At the same time, hydro conditions remain supportive but not dominant. River flow indicators, including Danube levels, show moderate recovery but are not yet sufficient to offset the variability introduced by wind and solar generation. As a result, hydro continues to play a balancing role rather than acting as a primary price driver.
Looking ahead, the market appears to be entering a transitional phase typical of late spring. Renewable generation will remain the key source of volatility, with wind output representing the primary uncertainty factor. Any recovery in wind generation could rapidly compress prices and reduce spreads, while continued low wind conditions would sustain the current reliance on thermal generation and support elevated price levels.
Cross-border flows are expected to remain dynamic, with Romania and Greece maintaining export roles and Serbia, Hungary and parts of the Western Balkans continuing to rely on imports for balancing. The increasing penetration of battery storage, particularly in Bulgaria, is likely to further complicate flow patterns and introduce new arbitrage dynamics, as storage operators optimize charging and discharging across price differentials.
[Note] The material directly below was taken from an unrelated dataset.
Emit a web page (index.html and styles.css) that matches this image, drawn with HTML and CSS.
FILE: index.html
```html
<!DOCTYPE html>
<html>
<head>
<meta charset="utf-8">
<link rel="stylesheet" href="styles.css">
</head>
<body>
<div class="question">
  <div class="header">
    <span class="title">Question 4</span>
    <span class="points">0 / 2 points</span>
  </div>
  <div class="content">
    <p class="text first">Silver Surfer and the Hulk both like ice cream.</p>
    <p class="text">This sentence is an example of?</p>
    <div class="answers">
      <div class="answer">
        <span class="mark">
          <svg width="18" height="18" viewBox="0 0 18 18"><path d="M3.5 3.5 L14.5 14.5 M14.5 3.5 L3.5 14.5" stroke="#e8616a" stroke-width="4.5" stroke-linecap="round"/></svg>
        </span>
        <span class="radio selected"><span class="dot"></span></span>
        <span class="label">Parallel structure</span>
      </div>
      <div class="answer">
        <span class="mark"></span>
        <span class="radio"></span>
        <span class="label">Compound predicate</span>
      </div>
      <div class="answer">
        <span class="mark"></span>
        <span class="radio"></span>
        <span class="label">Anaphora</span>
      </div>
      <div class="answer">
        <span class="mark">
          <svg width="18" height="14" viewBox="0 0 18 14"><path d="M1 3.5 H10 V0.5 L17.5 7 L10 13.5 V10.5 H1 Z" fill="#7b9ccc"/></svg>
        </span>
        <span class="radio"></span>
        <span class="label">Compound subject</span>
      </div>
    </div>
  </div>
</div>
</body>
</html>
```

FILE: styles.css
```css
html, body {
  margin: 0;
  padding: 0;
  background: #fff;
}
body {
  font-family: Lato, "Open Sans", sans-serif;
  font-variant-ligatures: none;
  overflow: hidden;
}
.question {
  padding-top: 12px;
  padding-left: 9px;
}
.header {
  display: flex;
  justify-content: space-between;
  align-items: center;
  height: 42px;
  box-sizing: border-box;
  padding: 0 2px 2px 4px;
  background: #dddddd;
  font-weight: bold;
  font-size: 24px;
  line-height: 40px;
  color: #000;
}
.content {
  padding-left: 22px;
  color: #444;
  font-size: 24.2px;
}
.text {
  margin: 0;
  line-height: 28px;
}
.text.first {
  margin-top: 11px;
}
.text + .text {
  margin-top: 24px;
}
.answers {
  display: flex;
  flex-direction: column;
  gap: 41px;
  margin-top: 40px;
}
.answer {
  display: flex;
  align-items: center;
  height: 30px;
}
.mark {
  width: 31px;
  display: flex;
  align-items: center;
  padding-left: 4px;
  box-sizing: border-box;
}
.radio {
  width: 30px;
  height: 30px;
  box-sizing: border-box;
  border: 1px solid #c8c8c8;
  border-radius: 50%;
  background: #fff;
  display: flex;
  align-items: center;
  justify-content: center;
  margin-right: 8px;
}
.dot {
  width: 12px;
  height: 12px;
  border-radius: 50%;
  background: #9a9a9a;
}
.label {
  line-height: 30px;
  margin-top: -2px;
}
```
In the near term, price expectations remain within a broad 90–130 €/MWh range, with significant intraday volatility and potential for localized spikes. The persistence of structural fragmentation across the region suggests that full market convergence remains limited, despite ongoing integration efforts.
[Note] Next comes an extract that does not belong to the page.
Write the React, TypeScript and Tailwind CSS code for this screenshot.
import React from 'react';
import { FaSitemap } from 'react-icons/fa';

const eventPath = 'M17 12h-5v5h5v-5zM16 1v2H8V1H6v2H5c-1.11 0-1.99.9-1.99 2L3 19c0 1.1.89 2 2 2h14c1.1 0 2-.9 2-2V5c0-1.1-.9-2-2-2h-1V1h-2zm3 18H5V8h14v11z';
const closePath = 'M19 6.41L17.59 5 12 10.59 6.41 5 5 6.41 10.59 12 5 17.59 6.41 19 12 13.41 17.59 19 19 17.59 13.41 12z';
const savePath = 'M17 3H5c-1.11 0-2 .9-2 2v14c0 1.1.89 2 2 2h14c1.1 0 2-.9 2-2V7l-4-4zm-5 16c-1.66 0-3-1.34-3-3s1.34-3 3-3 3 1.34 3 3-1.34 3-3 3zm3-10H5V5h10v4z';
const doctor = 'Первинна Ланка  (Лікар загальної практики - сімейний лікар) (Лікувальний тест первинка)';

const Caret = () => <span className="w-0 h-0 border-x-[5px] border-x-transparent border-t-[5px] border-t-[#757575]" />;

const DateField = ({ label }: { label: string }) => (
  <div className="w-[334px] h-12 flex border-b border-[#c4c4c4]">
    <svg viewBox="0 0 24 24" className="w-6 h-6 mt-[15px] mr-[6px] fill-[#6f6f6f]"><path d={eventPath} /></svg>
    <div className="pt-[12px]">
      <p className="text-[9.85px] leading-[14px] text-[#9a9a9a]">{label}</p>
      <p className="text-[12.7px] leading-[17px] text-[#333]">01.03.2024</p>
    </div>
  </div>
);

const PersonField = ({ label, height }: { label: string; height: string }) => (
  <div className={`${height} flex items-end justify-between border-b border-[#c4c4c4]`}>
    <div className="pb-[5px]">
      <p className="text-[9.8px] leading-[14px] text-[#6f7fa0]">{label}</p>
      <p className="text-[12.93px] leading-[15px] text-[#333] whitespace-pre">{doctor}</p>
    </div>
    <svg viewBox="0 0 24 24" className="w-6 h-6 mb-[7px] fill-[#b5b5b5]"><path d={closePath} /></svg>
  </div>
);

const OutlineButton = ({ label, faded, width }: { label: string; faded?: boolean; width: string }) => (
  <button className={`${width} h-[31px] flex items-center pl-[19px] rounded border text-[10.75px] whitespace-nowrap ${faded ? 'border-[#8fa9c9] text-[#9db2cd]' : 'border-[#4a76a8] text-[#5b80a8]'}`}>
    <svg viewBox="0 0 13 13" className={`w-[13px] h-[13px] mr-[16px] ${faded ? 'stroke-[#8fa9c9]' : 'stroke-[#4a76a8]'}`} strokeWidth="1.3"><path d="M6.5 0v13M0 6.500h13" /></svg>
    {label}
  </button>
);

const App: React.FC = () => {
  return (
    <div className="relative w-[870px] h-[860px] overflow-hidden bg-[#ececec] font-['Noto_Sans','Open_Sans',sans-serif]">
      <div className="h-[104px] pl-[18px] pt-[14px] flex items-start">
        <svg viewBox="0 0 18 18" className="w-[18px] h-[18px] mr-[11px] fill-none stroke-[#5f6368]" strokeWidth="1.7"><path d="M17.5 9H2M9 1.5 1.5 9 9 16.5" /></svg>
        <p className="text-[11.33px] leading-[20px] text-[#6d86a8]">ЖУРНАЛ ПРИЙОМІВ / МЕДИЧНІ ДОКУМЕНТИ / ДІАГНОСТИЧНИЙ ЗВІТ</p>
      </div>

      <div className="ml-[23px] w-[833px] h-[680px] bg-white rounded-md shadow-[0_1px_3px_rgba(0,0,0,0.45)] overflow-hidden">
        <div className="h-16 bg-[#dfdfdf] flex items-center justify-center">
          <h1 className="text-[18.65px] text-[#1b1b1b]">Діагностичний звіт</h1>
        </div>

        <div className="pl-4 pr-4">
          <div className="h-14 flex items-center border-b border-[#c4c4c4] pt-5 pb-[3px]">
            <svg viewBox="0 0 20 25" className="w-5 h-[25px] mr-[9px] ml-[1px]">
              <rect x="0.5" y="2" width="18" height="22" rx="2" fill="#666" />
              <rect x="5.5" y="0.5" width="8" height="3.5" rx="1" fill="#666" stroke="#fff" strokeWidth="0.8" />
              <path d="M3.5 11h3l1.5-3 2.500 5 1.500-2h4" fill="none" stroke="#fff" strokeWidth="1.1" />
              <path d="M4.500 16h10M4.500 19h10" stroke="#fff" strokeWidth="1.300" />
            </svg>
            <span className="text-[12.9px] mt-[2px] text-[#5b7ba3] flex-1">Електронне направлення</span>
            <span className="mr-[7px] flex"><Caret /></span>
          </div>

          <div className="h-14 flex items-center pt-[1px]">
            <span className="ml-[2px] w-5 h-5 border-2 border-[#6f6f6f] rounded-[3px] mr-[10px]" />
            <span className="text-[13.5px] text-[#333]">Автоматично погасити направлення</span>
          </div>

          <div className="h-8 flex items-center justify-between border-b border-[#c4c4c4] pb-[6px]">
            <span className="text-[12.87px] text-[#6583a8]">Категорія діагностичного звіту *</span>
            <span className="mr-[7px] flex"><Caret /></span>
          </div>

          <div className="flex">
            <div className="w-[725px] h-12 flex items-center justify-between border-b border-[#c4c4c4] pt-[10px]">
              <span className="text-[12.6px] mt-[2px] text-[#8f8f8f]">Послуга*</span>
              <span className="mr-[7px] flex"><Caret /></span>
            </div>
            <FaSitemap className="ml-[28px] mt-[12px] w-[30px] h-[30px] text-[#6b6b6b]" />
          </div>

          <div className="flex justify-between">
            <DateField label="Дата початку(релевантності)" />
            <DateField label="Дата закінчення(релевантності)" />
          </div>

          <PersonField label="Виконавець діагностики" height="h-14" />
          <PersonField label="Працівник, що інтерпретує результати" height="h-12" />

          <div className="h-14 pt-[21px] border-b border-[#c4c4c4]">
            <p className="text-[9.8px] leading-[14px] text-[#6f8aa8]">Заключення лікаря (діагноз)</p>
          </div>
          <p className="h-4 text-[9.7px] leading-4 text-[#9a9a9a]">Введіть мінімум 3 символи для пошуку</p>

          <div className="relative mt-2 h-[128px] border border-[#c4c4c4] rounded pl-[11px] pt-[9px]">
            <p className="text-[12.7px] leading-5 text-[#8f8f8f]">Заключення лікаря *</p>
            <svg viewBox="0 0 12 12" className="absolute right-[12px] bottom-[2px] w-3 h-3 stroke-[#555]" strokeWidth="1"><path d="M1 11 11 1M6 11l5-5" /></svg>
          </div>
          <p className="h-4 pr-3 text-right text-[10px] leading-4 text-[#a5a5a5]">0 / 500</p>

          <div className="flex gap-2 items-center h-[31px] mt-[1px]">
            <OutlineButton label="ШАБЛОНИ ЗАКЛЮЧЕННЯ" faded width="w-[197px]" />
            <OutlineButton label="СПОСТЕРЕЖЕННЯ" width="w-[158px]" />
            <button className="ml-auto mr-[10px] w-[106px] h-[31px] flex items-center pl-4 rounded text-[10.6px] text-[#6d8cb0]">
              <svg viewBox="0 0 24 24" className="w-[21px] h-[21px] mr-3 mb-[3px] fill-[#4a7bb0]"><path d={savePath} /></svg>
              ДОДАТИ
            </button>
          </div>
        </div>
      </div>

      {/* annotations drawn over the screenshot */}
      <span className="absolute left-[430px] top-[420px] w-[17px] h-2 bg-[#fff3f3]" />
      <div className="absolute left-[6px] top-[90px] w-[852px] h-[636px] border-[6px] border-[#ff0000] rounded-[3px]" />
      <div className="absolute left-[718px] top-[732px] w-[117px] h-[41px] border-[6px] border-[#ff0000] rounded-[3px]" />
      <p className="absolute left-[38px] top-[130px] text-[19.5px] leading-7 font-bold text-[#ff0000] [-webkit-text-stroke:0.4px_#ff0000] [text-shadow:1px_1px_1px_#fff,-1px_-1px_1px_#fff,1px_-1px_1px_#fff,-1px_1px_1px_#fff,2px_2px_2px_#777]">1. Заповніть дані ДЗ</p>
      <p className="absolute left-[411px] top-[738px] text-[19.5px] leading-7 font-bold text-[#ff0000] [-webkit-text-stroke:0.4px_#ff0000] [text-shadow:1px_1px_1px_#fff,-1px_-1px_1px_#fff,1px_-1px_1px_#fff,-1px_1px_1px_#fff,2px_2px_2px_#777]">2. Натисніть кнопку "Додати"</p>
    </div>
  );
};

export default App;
The overall market structure is increasingly defined by three interacting forces: renewable intermittency, thermal flexibility and cross-border constraints. Solar generation is reshaping intraday price curves, wind variability is driving short-term volatility, and thermal units are reasserting their role as marginal price setters. At the same time, evolving storage capacity and changing flow patterns are redefining traditional market signals.
Within this framework, the SEE power market is transitioning toward a more complex and opportunity-rich environment, where flexibility, timing and cross-border optimization are becoming central to both trading strategies and system operations.